MPHY3013/M013: Medical Electronics and Neural Engineering
Module Organiser: Prof. Nick Donaldson
This course examines the types of equipment which are directly connected to patients. Applications include biomedical amplifiers and signal recording (e.g. ECG), and electrical stimulators (e.g. cochlear implants for the deaf). Syllabus includes the acquisition of electrophysiological signals, properties of electrodes, and electrical hazards.
MPHY3886/M886: Optics in Medicine
Module Organiser: Prof Clare Elwell
Interaction of infrared, visible and ultraviolet radiation with biological material; spectroscopy and other optical techniques as physiological sensors; endoscopy; laser systems for diagnosis, therapy and surgery; visual optics and optometry.
MPHY3890/M890: Medical Imaging with Ionising Radiation
Module Organiser: Dr Sandro Olivo
The most frequently undertaken clinical investigation apart from the analysis of a blood sample is the use of ionising radiation to image or investigate the functioning of an organ. This course covers the theoretical background to the formation and analysis of such images and uses clinical examples to illustrate the application of the imaging systems. It covers both planar and cross sectional imaging using x-ray and gamma ray sources. The aim of the course is to provide an appropriate theoretical framework for understanding the formation and assessment of images using ionising radiation.
MPHY3891/M891: Medical Imaging with Nonionising Radiation
Module Organiser: Dr Ben Cox
Two major imaging methods are covered in this course, Ultrasound and Magnetic Resonance Imaging (MRI). In Ultrasound, topics covered include the generation and propagation of ultrasound beams, resolution limits, artifacts, Doppler flow measurement and ultrasound system design and signal processing. In MRI, the basic theory of NMR is given, followed by a discussion of the MR signal characteristics in tissue, signal acquisition techniques and MRI instrumentation. Subsequently methods of image formation and image processing techniques are described.

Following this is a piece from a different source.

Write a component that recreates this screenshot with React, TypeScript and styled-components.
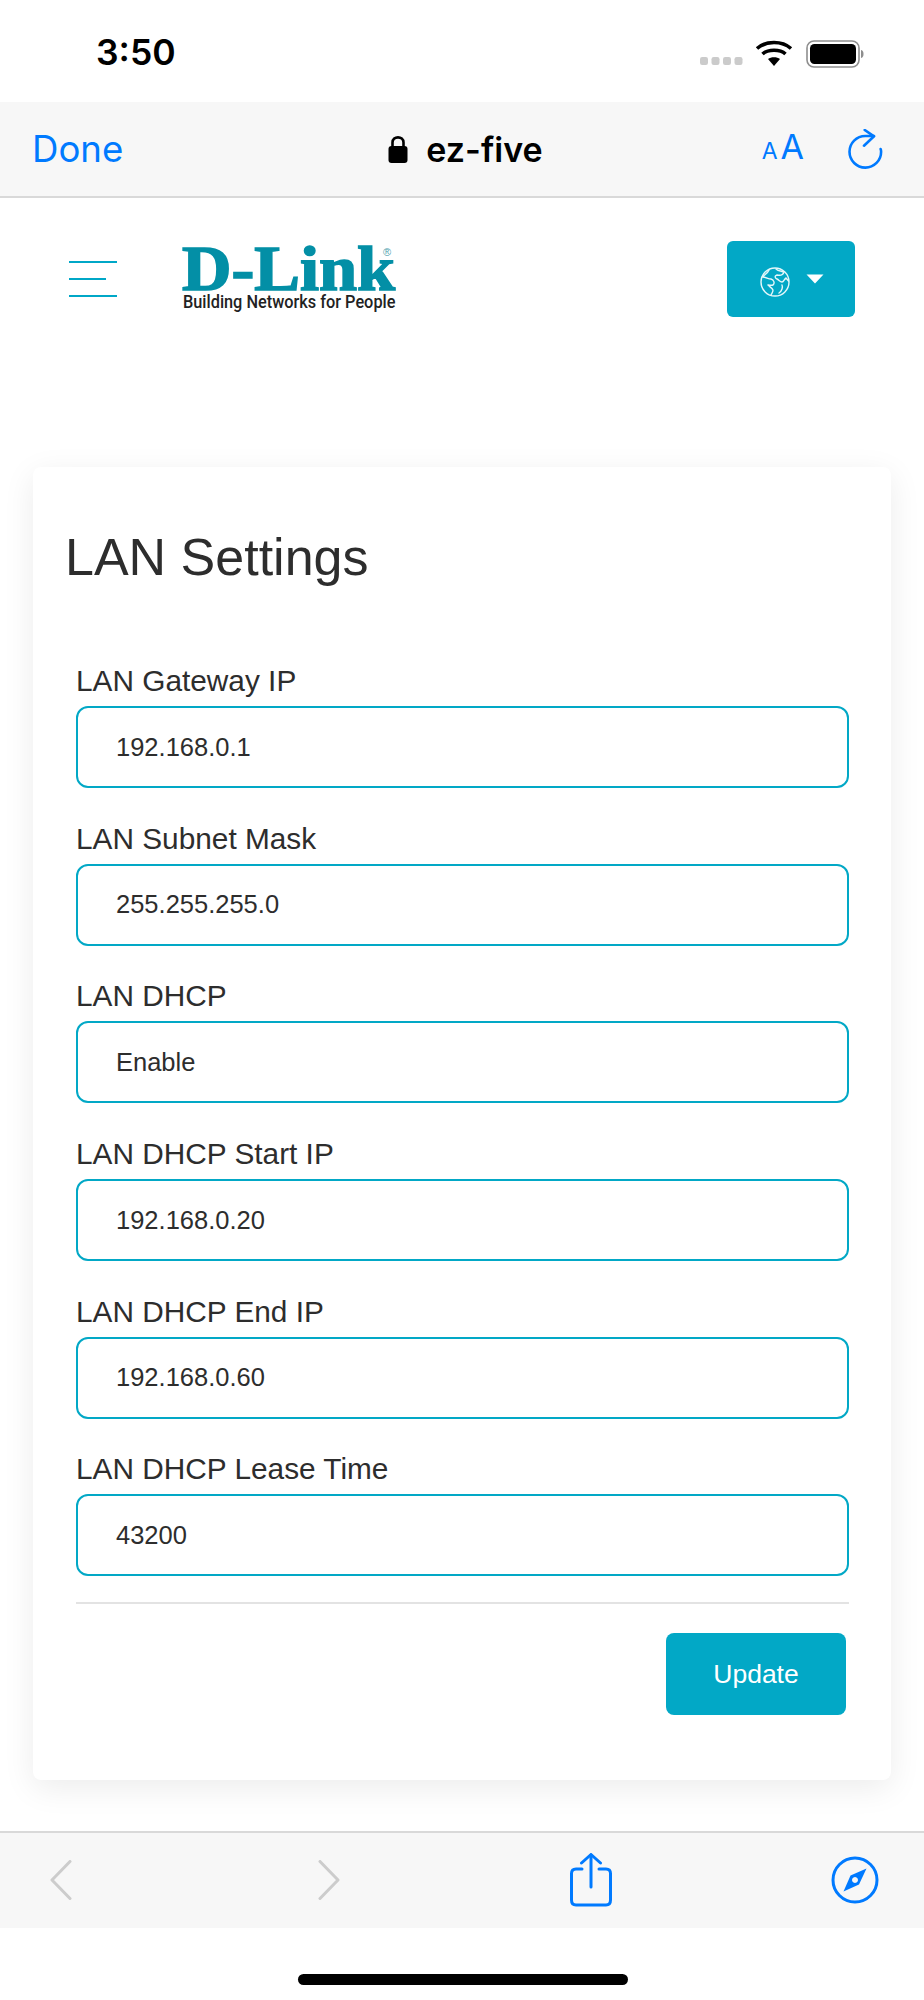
import React from 'react';
import styled, { createGlobalStyle } from 'styled-components';

const Global = createGlobalStyle`
  html, body { margin: 0; padding: 0; background: #fff; }
  * { box-sizing: border-box; }
`;

const Page = styled.div`
  width: 924px;
  height: 2000px;
  display: flex;
  flex-direction: column;
  overflow: hidden;
  background: #fff;
  font-family: "Liberation Sans", Arial, sans-serif;
`;

const StatusBar = styled.div`
  height: 102px;
  flex: none;
  display: flex;
  justify-content: space-between;
  padding: 32px 0 0 96px;
`;

const Clock = styled.span`
  font-family: Inter, sans-serif;
  font-weight: 600;
  font-size: 35.5px;
  line-height: 42px;
  color: #000;
`;

const StatusIcons = styled.div`
  display: flex;
  align-items: flex-start;
  padding: 6px 0 0 0;
  margin-right: 52px;
`;

const SafariTop = styled.div`
  height: 96px;
  flex: none;
  background: #f7f7f7;
  border-bottom: 2px solid #d9d9d9;
  display: grid;
  grid-template-columns: 1fr auto 1fr;
  align-items: center;
  padding: 0 32px;
`;

const DoneLink = styled.span`
  font-family: Inter, sans-serif;
  font-size: 36.6px;
  color: #007aff;
`;

const Address = styled.div`
  display: flex;
  align-items: center;
  gap: 18px;
  margin-left: 7px;
  font-family: Inter, sans-serif;
  font-weight: 600;
  font-size: 34px;
  color: #000;
`;

const TopActions = styled.div`
  display: flex;
  justify-content: flex-end;
  align-items: center;
  gap: 44px;
  margin-right: 8px;
`;

const TextSize = styled.div`
  display: flex;
  align-items: baseline;
  gap: 3px;
  font-family: Inter, sans-serif;
  color: #007aff;
  line-height: 30px;
`;

const TextSizeLetter = styled.span<{ $size: number }>`
  font-size: ${p => p.$size}px;
`;

const SiteHeader = styled.header`
  flex: none;
  height: 269px;
  display: flex;
  align-items: flex-start;
  padding: 43px 69px 0 69px;
`;

const Burger = styled.div`
  width: 48px;
  display: flex;
  flex-direction: column;
  gap: 15px;
  margin-top: 20px;
`;

const BurgerLine = styled.span<{ $w: number }>`
  display: block;
  height: 2px;
  width: ${p => p.$w}px;
  background: #00a7c7;
`;

const LogoSlot = styled.div`
  margin-left: 65px;
  margin-top: -14px;
`;

const LangButton = styled.div`
  margin-left: auto;
  width: 128px;
  height: 76px;
  background: #02a8c6;
  border-radius: 6px;
  display: flex;
  align-items: center;
  justify-content: center;
  gap: 16px;
  padding-left: 2px;
`;

const Card = styled.section`
  flex: none;
  margin: 0 33px;
  height: 1313px;
  background: #fff;
  border-radius: 8px;
  padding: 0 42px 0 32px;
  box-shadow: 0 8px 32px rgba(0, 0, 0, 0.08);
`;

const Title = styled.h1`
  margin: 0 0 68px 0;
  padding-top: 54px;
  font-size: 52px;
  line-height: 72px;
  font-weight: 400;
  color: #2d2d2d;
`;

const Fields = styled.div`
  display: flex;
  flex-direction: column;
  padding-left: 11px;
  gap: 30.7px;
`;

const Field = styled.div`
  display: flex;
  flex-direction: column;
`;

const Label = styled.label`
  font-size: 29.8px;
  line-height: 36px;
  height: 36px;
  margin-top: 2px;
  margin-bottom: 7px;
  color: #2d2d2d;
`;

const Value = styled.div`
  height: 82px;
  border: 2px solid #02a8c6;
  border-radius: 12px;
  padding: 0 38px;
  display: flex;
  align-items: center;
  font-size: 25.5px;
  color: #2d2d2d;
`;

const Divider = styled.hr`
  border: 0;
  height: 2px;
  margin: 26px 0 29px 11px;
  background: #e3e3e3;
`;

const Actions = styled.div`
  display: flex;
  justify-content: flex-end;
  padding-right: 3px;
`;

const UpdateButton = styled.button`
  width: 180px;
  height: 82px;
  border: 0;
  border-radius: 8px;
  background: #02a8c6;
  color: #fff;
  font-family: inherit;
  font-size: 26.5px;
`;

const SafariBottom = styled.div`
  margin-top: 51px;
  flex: none;
  height: 97px;
  background: #f7f7f7;
  border-top: 2px solid #d9d9d9;
  display: grid;
  grid-template-columns: repeat(4, 1fr);
  align-items: center;
  padding: 0 0 2px 0;
`;

const ToolSlot = styled.div<{ $left: number }>`
  padding-left: ${p => p.$left}px;
  display: flex;
`;

const HomeArea = styled.div`
  flex: 1;
  display: flex;
  justify-content: center;
  padding: 46px 0 0 2px;
`;

const HomeBar = styled.div`
  width: 330px;
  height: 11px;
  border-radius: 6px;
  background: #000;
`;

const fields = [
  ['LAN Gateway IP', '192.168.0.1'],
  ['LAN Subnet Mask', '255.255.255.0'],
  ['LAN DHCP', 'Enable'],
  ['LAN DHCP Start IP', '192.168.0.20'],
  ['LAN DHCP End IP', '192.168.0.60'],
  ['LAN DHCP Lease Time', '43200'],
];

const blue = '#007aff';

const SignalWifiBattery = () => (
  <svg width="172" height="30" viewBox="0 0 172 30">
    <g fill="#cbcbcb">
      <rect x="0" y="19" width="8" height="8" rx="2.2" />
      <rect x="11.5" y="19" width="8" height="8" rx="2.2" />
      <rect x="23" y="19" width="8" height="8" rx="2.2" />
      <rect x="34.5" y="19" width="8" height="8" rx="2.2" />
    </g>
    <g fill="none" stroke="#000" strokeWidth="3.6">
      <path d="M57 10.5 C66 2.5 82 2.5 91 10.5" />
      <path d="M62.5 16 C68 11 80 11 85.5 16" />
    </g>
    <path d="M68 21 C71 18.5 77 18.5 80 21 L74 28 Z" fill="#000" />
    <rect x="107" y="3" width="52" height="26" rx="7" fill="none" stroke="#8e8e8e" strokeWidth="1.6" />
    <rect x="110" y="6" width="46" height="20" rx="4.5" fill="#000" />
    <path d="M161 12 C163 12.5 163.5 14 163.5 16 C163.5 18 163 19.5 161 20 Z" fill="#8e8e8e" />
  </svg>
);

const LockIcon = () => (
  <svg width="20" height="28" viewBox="0 0 20 28">
    <path d="M4.5 12 V7.5 C4.5 0.6 15.5 0.6 15.5 7.5 V12" fill="none" stroke="#000" strokeWidth="2.6" />
    <rect x="0.5" y="11" width="19" height="17" rx="3" fill="#000" />
  </svg>
);

const ReloadIcon = () => (
  <svg width="36" height="40" viewBox="0 0 36 40" fill="none" stroke={blue} strokeWidth="2.6" strokeLinecap="round" strokeLinejoin="round">
    <path d="M26 7 H17.3 A15.8 15.8 0 1 0 33.1 22.7 C33.1 21.5 33 21 32.6 20" />
    <path d="M16.7 1 L26 7.3 L16 16.7" />
  </svg>
);

const GlobeSvg = styled.svg`
  margin-top: 6px;
`;

const GlobeIcon = () => (
  <GlobeSvg width="30" height="30" viewBox="0 0 30 30" fill="none" stroke="#e4f7fa" strokeWidth="1.4" strokeLinejoin="round" strokeLinecap="round">
    <circle cx="15" cy="15" r="14" />
    <path d="M9 3 C8 6 4 8 2.5 10 C6 10 8 12 11 12 C14 13 15 16 13 18 C11 19 9 17.5 8 18 C10 20 12 21 13 23 C13 25 12 26 11 28" />
    <path d="M16 2 C18 4 21 4 24 5 C23 8 21 9 17 8 C14 9 15 11 17 12 C19 13 20 15 22 15 C24 15 24 12 26 11 L28.5 14" />
    <path d="M22 18 C23 20 22 24 19 26" />
  </GlobeSvg>
);

const CaretIcon = () => (
  <svg width="18" height="10" viewBox="0 0 18 10">
    <path d="M0.5 0.5 H17.5 L9 9.5 Z" fill="#fff" />
  </svg>
);

const DLinkLogo = () => (
  <svg width="240" height="90" viewBox="0 -19 240 90">
    <text transform="translate(0 44) scale(1.07 1)" fontFamily="'Liberation Serif', serif" fontWeight="700" fontSize="64" fill="#038fa6" stroke="#038fa6" strokeWidth="1.6">D-Link</text>
    <text x="201" y="10" fontFamily="'Liberation Sans', sans-serif" fontSize="11" fill="#4f9fae">®</text>
    <text transform="translate(1 62) scale(0.882 1)" fontFamily="Roboto, sans-serif" fontWeight="500" fontSize="18.5" fill="#222">Building Networks for People</text>
  </svg>
);

const BackIcon = () => (
  <svg width="22" height="40" viewBox="0 0 22 40" fill="none" stroke="#cccccc" strokeWidth="3" strokeLinecap="round" strokeLinejoin="round">
    <path d="M20 1.5 L2 20 L20 38.5" />
  </svg>
);

const ForwardIcon = () => (
  <svg width="22" height="40" viewBox="0 0 22 40" fill="none" stroke="#cccccc" strokeWidth="3" strokeLinecap="round" strokeLinejoin="round">
    <path d="M2 1.5 L20 20 L2 38.5" />
  </svg>
);

const ShareIcon = () => (
  <svg width="42" height="54" viewBox="0 0 42 54" fill="none" stroke={blue} strokeWidth="3" strokeLinecap="round" strokeLinejoin="round">
    <path d="M12 16 H6 C3 16 1.5 17.5 1.5 20.5 V47 C1.5 50.5 3 52 6 52 H36 C39 52 40.5 50.5 40.5 47 V20.5 C40.5 17.5 39 16 36 16 H29" />
    <path d="M21 2 V34" />
    <path d="M11.5 10 L21 1.5 L30.5 10" />
  </svg>
);

const CompassIcon = () => (
  <svg width="48" height="48" viewBox="0 0 48 48">
    <circle cx="24" cy="24" r="22" fill="none" stroke={blue} strokeWidth="3" />
    <path fillRule="evenodd" d="M35.5 12.5 L28 28.5 L12.5 35.5 L19.5 19.5 Z M24 21 a3 3 0 1 0 0.01 0 Z" fill={blue} />
  </svg>
);

export default function App() {
  return (
    <Page>
      <Global />
      <StatusBar>
        <Clock>3:50</Clock>
        <StatusIcons><SignalWifiBattery /></StatusIcons>
      </StatusBar>
      <SafariTop>
        <DoneLink>Done</DoneLink>
        <Address><LockIcon />ez-five</Address>
        <TopActions>
          <TextSize>
            <TextSizeLetter $size={23}>A</TextSizeLetter>
            <TextSizeLetter $size={34}>A</TextSizeLetter>
          </TextSize>
          <ReloadIcon />
        </TopActions>
      </SafariTop>
      <SiteHeader>
        <Burger>
          <BurgerLine $w={48} />
          <BurgerLine $w={37} />
          <BurgerLine $w={48} />
        </Burger>
        <LogoSlot><DLinkLogo /></LogoSlot>
        <LangButton><GlobeIcon /><CaretIcon /></LangButton>
      </SiteHeader>
      <Card>
        <Title>LAN Settings</Title>
        <Fields>
          {fields.map(([label, value]) => (
            <Field key={label}>
              <Label>{label}</Label>
              <Value>{value}</Value>
            </Field>
          ))}
        </Fields>
        <Divider />
        <Actions><UpdateButton>Update</UpdateButton></Actions>
      </Card>
      <SafariBottom>
        <ToolSlot $left={50}><BackIcon /></ToolSlot>
        <ToolSlot $left={87}><ForwardIcon /></ToolSlot>
        <ToolSlot $left={108}><ShareIcon /></ToolSlot>
        <ToolSlot $left={138}><CompassIcon /></ToolSlot>
      </SafariBottom>
      <HomeArea><HomeBar /></HomeArea>
    </Page>
  );
}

MPHY3892/M892: Treatment using ionising radiation
Module Organiser: Dr Adam Gibson
Uses and application of treatment using ionising radiation including radiation dosimetry; radiobiological basis of treatment; dose distribution and radiotherapy treatment; radiation protection.
MPHY3893: Mathematical Methods in Medical Physics
Module Organiser: Prof. Jem Hebden
This introductory module is designed specifically for intercalated students in order that they gain a basic familiarity with various mathematical techniques and notation which form part of their other lecture courses. The lectures emphasise the need for an intuitive understanding of specific methods and their application rather than a rigorous training in mathematics.
MPHY3B21/MPHYMB21: Aspects of Bioengineering
Module Organiser: Prof Alan Cottenden
This module aims to provide an introduction to biomaterials (with a particular emphasis on their mechanical properties); biomechanics; engineering design (as it applies to biomedical systems); and tissue engineering. At the end of the module students should be able to understand the foundational principles pertinent to each lecture session and be able to apply them to real-life problems.
MPHY3B22/MPHYMB22: Applications of Bioengineering
Module Organiser: Dr Terence Leung
This module illustrates how the foundation knowledge of bioengineering is used in the provision of clinical services. Topics include EEG/ECG/EMG, respiratory measurement, rehabilitation engineering and aspects relating to medical devices.
MPHY3B27/MPHYMB27: Computing in Medicine
Module Organiser: Dr Adam Gibson
This module provides an introduction to computers and computing with particular emphasis on their applications in healthcare, as well as an in-depth case study of the use of computers in image processing. It also contains a significant hands-on component where you will learn to program in Matlab.